By Mark Baker
As a massage therapist, shoulder and neck pain are two of the most common complaints i’ll hear. Even before I even lay a hand on the body there are a few areas I can pretty much guarantee will be holding excess tension. Including the neck, these would be the back of the legs (hamstrings), QL’s (lower back stabilisers), Occipitals (base of the skull) and Upper Traps (Back of the neck and down into the middle of the back). And many people would ask why, or how? Well, because of a few things most people have in common…Such as Lifestyle, overworking at the gym, work stress, family stress, sitting at a desk for 50 hrs a week stress! And all this excess stress has to go somewhere, or be stored somewhere. And our muscles are often the receptacle for that somewhere. The places I highlighted above just seem to be the focal points that tension seems to hold over time. There are exceptions to this…but of all these places, often the single muscle that seems to be over tense is the Upper Trapezius.
Trapezius pain is a common problem linked with neck, shoulder and upper back tension, tightness or stiffness. It is a large, broad, flat muscle that covers much of the upper back, playing a vital role in posture, shoulder blade movement as well as movements of the neck and shoulder. The trapezius muscle originates from the base of the skull, down the neck through the ligamentum nuchae and from the spinous processes of the thoracic spine. The muscle extends out the width of the shoulder attaching to the clavicle (collarbone), acromion and spine of scapula – a ridge on the back of the shoulder blade. There are three distinct sections of trapezius comprising the Upper, Middle and Lower Traps.
The main function of trapezius is to stabilise and move the scapula (shoulder blade) and it plays a vital role in posture, holding the spine upright and supporting the weight of the head and arm. This is partly because contrary to popular belief the arms are not tethered to the body by bone to bone via ligaments. The only thing holding your arm in the right place are the muscles that hold the shoulder blade in-place, with the arm just an extension of this.
Other important functions of trapezius include:
-Neck Movements: tilting and turning the head; and
-Shoulder Movements: elevates (shrugs) and depresses (drops) the shoulders, twists the upper arm inwards, assists with throwing action
Playing such an important role it is not surprising the traps can become tight a person can develop symptoms of pain. These can include:
-Trapezius Trigger Points: Small, tight, hypersensitive nodules commonly known as muscle knots. Upper trapezius trigger points are one of the most common location of knots in the body
-Chronically Tight Trapezius: Usually from prolonged poor posture e.g. sitting slouched at work desk
-Overactive Traps: Often related to stress and anxiety
-Trapezius Muscle Strain: Overloading or overstretching the muscle can result in a strained traps, such as lifting too much weight at the gym can result in a strained trapezius
-Tension Headaches: Tight traps are a common cause of tension headaches, where the Trapezius muscle can trap the accessory and occipital nerve causing a throbbing headache from the base of the skull, to the top of the head and forehead.

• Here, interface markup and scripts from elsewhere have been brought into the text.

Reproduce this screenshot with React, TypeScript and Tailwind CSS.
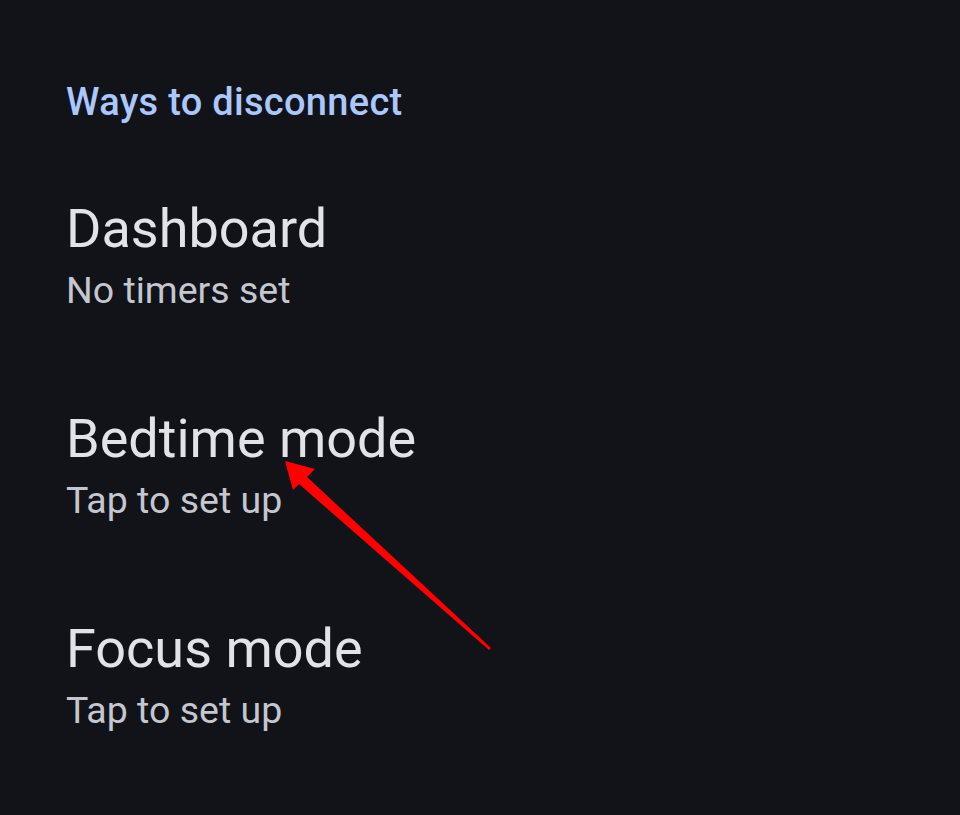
import React from "react";

const items = [
  { title: "Dashboard", sub: "No timers set" },
  { title: "Bedtime mode", sub: "Tap to set up" },
  { title: "Focus mode", sub: "Tap to set up" },
];

export default function App() {
  return (
    <div
      className="relative w-[960px] h-[815px] bg-[#111318] overflow-hidden"
      style={{ fontFamily: "Roboto, 'Noto Sans', sans-serif" }}
    >
      <div className="flex flex-col pl-[66px] pt-[80px]">
        <div className="text-[38px] leading-[44px] font-medium text-[#aac7ff] tracking-[0.3px]">
          Ways to disconnect
        </div>
        <div className="flex flex-col mt-[75px] gap-[97px]">
          {items.map((it) => (
            <div key={it.title} className="flex flex-col">
              <div className="text-[54px] leading-[60px] text-[#e2e2e9]">{it.title}</div>
              <div className="text-[37.5px] leading-[44px] text-[#c4c6d0] mt-[9px]">{it.sub}</div>
            </div>
          ))}
        </div>
      </div>
      <svg className="absolute left-0 top-0" width="960" height="815" viewBox="0 0 960 815">
        <polygon points="285,461 315,469 307,477 491,648 489,650 299,484 293,490" fill="#ff0000" />
      </svg>
    </div>
  );
}
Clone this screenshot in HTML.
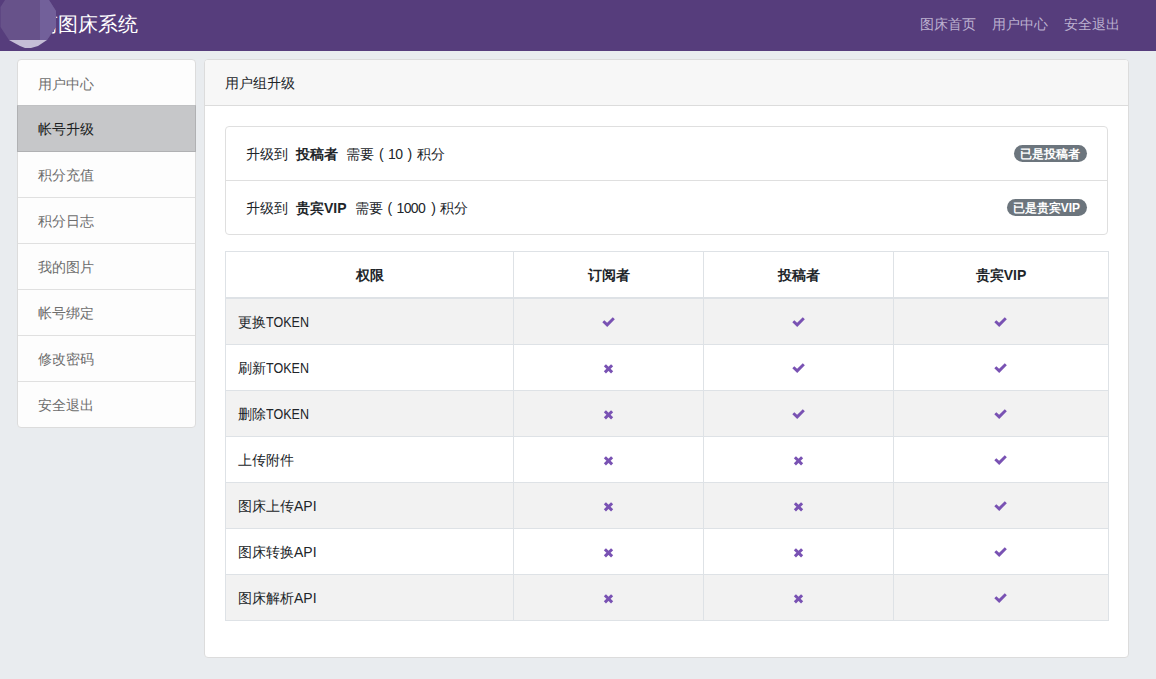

Overactive or tight traps are the most common cause of trapezius pain and typically causes tension and soreness across the back of the shoulders. There may be a burning pain in the trapezius muscle or a deep, dull aching pain. A tight trapezius can also limit neck and shoulder movements and affect how the shoulder blade moves. Poor posture is probably the most common cause of trapezius muscle pain where people spend long periods hunched over their computer or smart phone develop chronically tight trapezius muscles, which then refer into neck, shoulder and upper back pain.

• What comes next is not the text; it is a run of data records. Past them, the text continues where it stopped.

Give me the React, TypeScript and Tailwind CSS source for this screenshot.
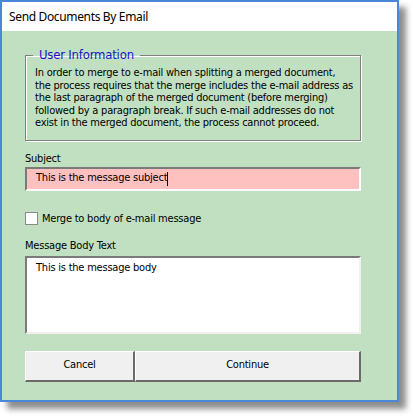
export default function App() {
  const ui = { fontFamily: '"DejaVu Sans Condensed", "DejaVu Sans", sans-serif' };
  return (
    <div className="w-[413px] h-[416px] bg-white relative overflow-hidden" style={ui}>
      <div className="w-[399px] h-[402px] border-2 border-[#4b87d8] flex flex-col shadow-[7px_7px_6px_rgba(0,0,0,0.45)]">
        <div
          className="h-[29px] shrink-0 bg-white flex items-center pl-[7px] text-[12px] tracking-[-0.35px] text-black"
          style={{ fontFamily: '"Noto Sans", sans-serif' }}
        >
          Send Documents By Email
        </div>
        <div className="flex-1 bg-[#c1e0c1] pl-[23px] pt-[17px] text-[11px] tracking-[-0.22px] text-black">
          <div className="w-[336px] flex flex-col">
            <fieldset className="border border-[#808080] shadow-[1px_1px_0_#ffffff,inset_1px_1px_0_#ffffff] pl-[9px] pr-[4px] pt-[5px] pb-[10px]">
              <legend className="ml-[-2px] px-[6px] text-[13px] leading-[14px] tracking-[-0.2px] text-[#1414c8]">User Information</legend>
              <div className="leading-[12.5px] whitespace-nowrap">
                In order to merge to e-mail when splitting a merged document,
                <br />
                the process requires that the merge includes the e-mail address as
                <br />
                the last paragraph of the merged document (before merging)
                <br />
                followed by a paragraph break. If such e-mail addresses do not
                <br />
                exist in the merged document, the process cannot proceed.
              </div>
            </fieldset>
            <div className="mt-[11px] leading-[13px]">Subject</div>
            <div className="mt-[2px] h-[24px] bg-[#ffc0c0] border-2 border-t-[#7a7a7a] border-l-[#7a7a7a] border-b-white border-r-white flex items-center pl-[9px]">
              <span>This is the message subject</span>
              <span className="inline-block w-px h-[14px] bg-black" />
            </div>
            <div className="mt-[21px] flex items-center h-[13px]">
              <div className="w-[13px] h-[13px] bg-white border border-[#8a8a8a]" />
              <span className="ml-[4px] leading-[13px]">Merge to body of e-mail message</span>
            </div>
            <div className="mt-[14px] leading-[13px]">Message Body Text</div>
            <div className="mt-[4px] h-[78px] bg-white border-2 border-t-[#7a7a7a] border-l-[#7a7a7a] border-b-[#f0f0f0] border-r-[#f0f0f0] pl-[9px] pt-[3px] leading-[13px]">
              This is the message body
            </div>
            <div className="mt-[17px] flex h-[31px]">
              <button className="w-[110px] h-full bg-[#f0f0f0] border-t border-l border-t-white border-l-white border-b-2 border-r-2 border-b-[#6a6a6a] border-r-[#6a6a6a] text-[11px] tracking-[-0.22px]">
                Cancel
              </button>
              <button className="flex-1 h-full bg-[#f0f0f0] border-t border-l border-t-white border-l-white border-b-2 border-r-2 border-b-[#6a6a6a] border-r-[#6a6a6a] text-[11px] tracking-[-0.22px]">
                Continue
              </button>
            </div>
          </div>
        </div>
      </div>
    </div>
  );
}
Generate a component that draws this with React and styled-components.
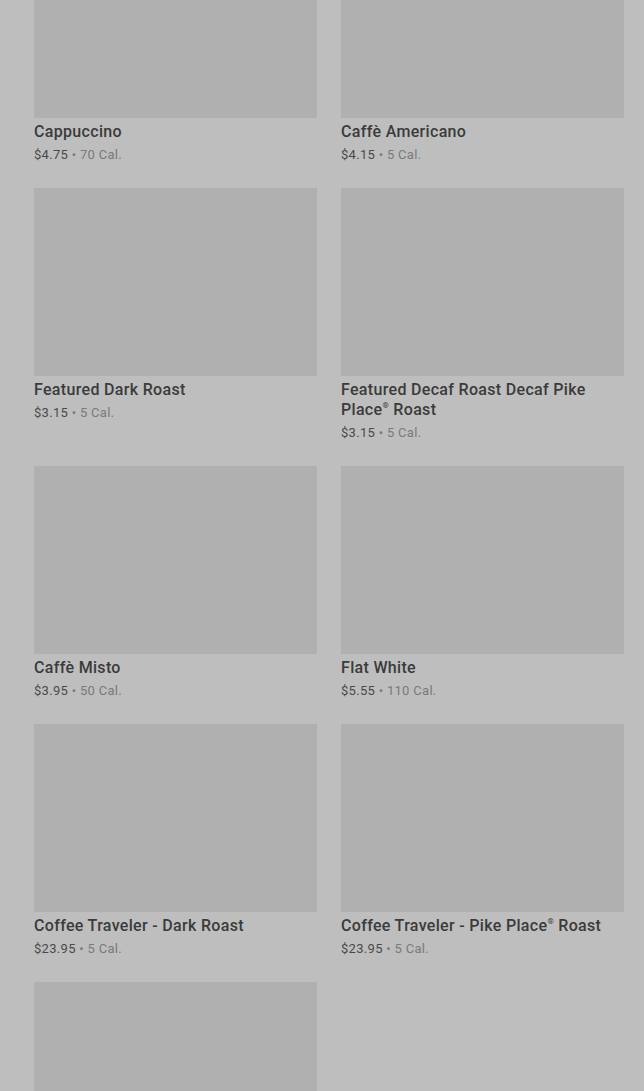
import React from 'react';
import styled, { createGlobalStyle } from 'styled-components';

const GlobalStyle = createGlobalStyle`
  html, body {
    margin: 0;
    padding: 0;
    background: #bebebe;
    overflow: hidden;
  }
  body {
    font-family: Roboto, "Liberation Sans", sans-serif;
  }
`;

const Page = styled.div`
  height: 1091px;
  overflow: hidden;
  padding: 0 20px 0 34px;
  background: #bebebe;
`;

const Grid = styled.div`
  display: grid;
  grid-template-columns: 283px 283px;
  column-gap: 24px;
  row-gap: 23px;
  margin-top: -70px;
  align-items: start;
`;

const Card = styled.div`
  display: flex;
  flex-direction: column;
`;

const Thumb = styled.div`
  height: 188px;
  background: #b0b0b0;
`;

const Info = styled.div`
  padding-top: 4px;
`;

const Title = styled.div`
  font-size: 16px;
  line-height: 20px;
  font-weight: 500;
  color: #3b3b3b;
  letter-spacing: 0.32px;
`;

const Reg = styled.span`
  display: inline-block;
  font-size: 8px;
  line-height: 8px;
  vertical-align: top;
  margin-top: 2px;
`;

const Meta = styled.div`
  margin-top: 3px;
  font-size: 13px;
  line-height: 20px;
  color: #7a7a7a;
  letter-spacing: 0.3px;
`;

const Price = styled.span`
  color: #4a4a4a;
`;

const items = [
  { name: 'Cappuccino', price: '$4.75', cal: '70 Cal.' },
  { name: 'Caffè Americano', price: '$4.15', cal: '5 Cal.' },
  { name: 'Featured Dark Roast', price: '$3.15', cal: '5 Cal.' },
  { name: 'Featured Decaf Roast Decaf Pike Place® Roast', price: '$3.15', cal: '5 Cal.' },
  { name: 'Caffè Misto', price: '$3.95', cal: '50 Cal.' },
  { name: 'Flat White', price: '$5.55', cal: '110 Cal.' },
  { name: 'Coffee Traveler - Dark Roast', price: '$23.95', cal: '5 Cal.' },
  { name: 'Coffee Traveler - Pike Place® Roast', price: '$23.95', cal: '5 Cal.' },
  { name: 'Coffee Traveler - Decaf', price: '$23.95', cal: '5 Cal.' },
];

// the ® mark sits raised and small, as on the menu
const renderName = (name) =>
  name.split('®').map((part, i, arr) => (
    <React.Fragment key={i}>
      {part}
      {i < arr.length - 1 && <Reg>®</Reg>}
    </React.Fragment>
  ));

export default function App() {
  return (
    <Page>
      <GlobalStyle />
      <Grid>
        {items.map((item, i) => (
          <Card key={i}>
            <Thumb />
            {i < 8 && (
              <Info>
                <Title>{renderName(item.name)}</Title>
                <Meta>
                  <Price>{item.price}</Price> • {item.cal}
                </Meta>
              </Info>
            )}
          </Card>
        ))}
      </Grid>
    </Page>
  );
}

So How can trapezius pain be treated when it arises? Here are a few options for you:
Heat: Heat is great for general relief of muscle tension, aches and pains so is a god place to start. Place a hot water bottle or hot wheat bag or heat pad over the painful area for 10-15 minutes. This will help to relax the muscle and tease out any tension
Stretching: stretching the arm across the front of the body will stretch the lower part of the traps, while pulling the neck forward will stretch the upper and middle portions. Stretching the neck laterally will also stretch the upper and middle traps that connects the collar bone and shoulder
Self-massage or massage ball: Trigger points and muscle tension in in the upper traps are also most a guaranteed for most people A great way to reduce trapezius pain from muscle tightness, muscle spasm or trapezius trigger points is to perform some self-massage or use a ball to massage over the area. These can be released at home using a massage ball or your finger using sustained pressure or a kneading technique. If using a ball, the best way to reach this area is either laying down, or if that is too much pressure (or not practical) stand up with your back up against a wall where you can exercise more control over the desired pressure.
Some trigger points however can be stubborn and take a few sessions to release, especially if the injury is chronic or related to lifestyle/postural habits that are ingrained. If you can release these points at home using basic techniques an experienced massage therapist can assist using manual therapy or using dry needling techniques.
And finally, Rest and Recuperate. Often once of the best solutions to ease muscle tension and stress is
simple rest. Taking a break from your normal routine, getting a massage or changing your sleep position can dramatically improve the body ability to release stored tension patterns. Hope this resonates and as always, we are here to help as needed!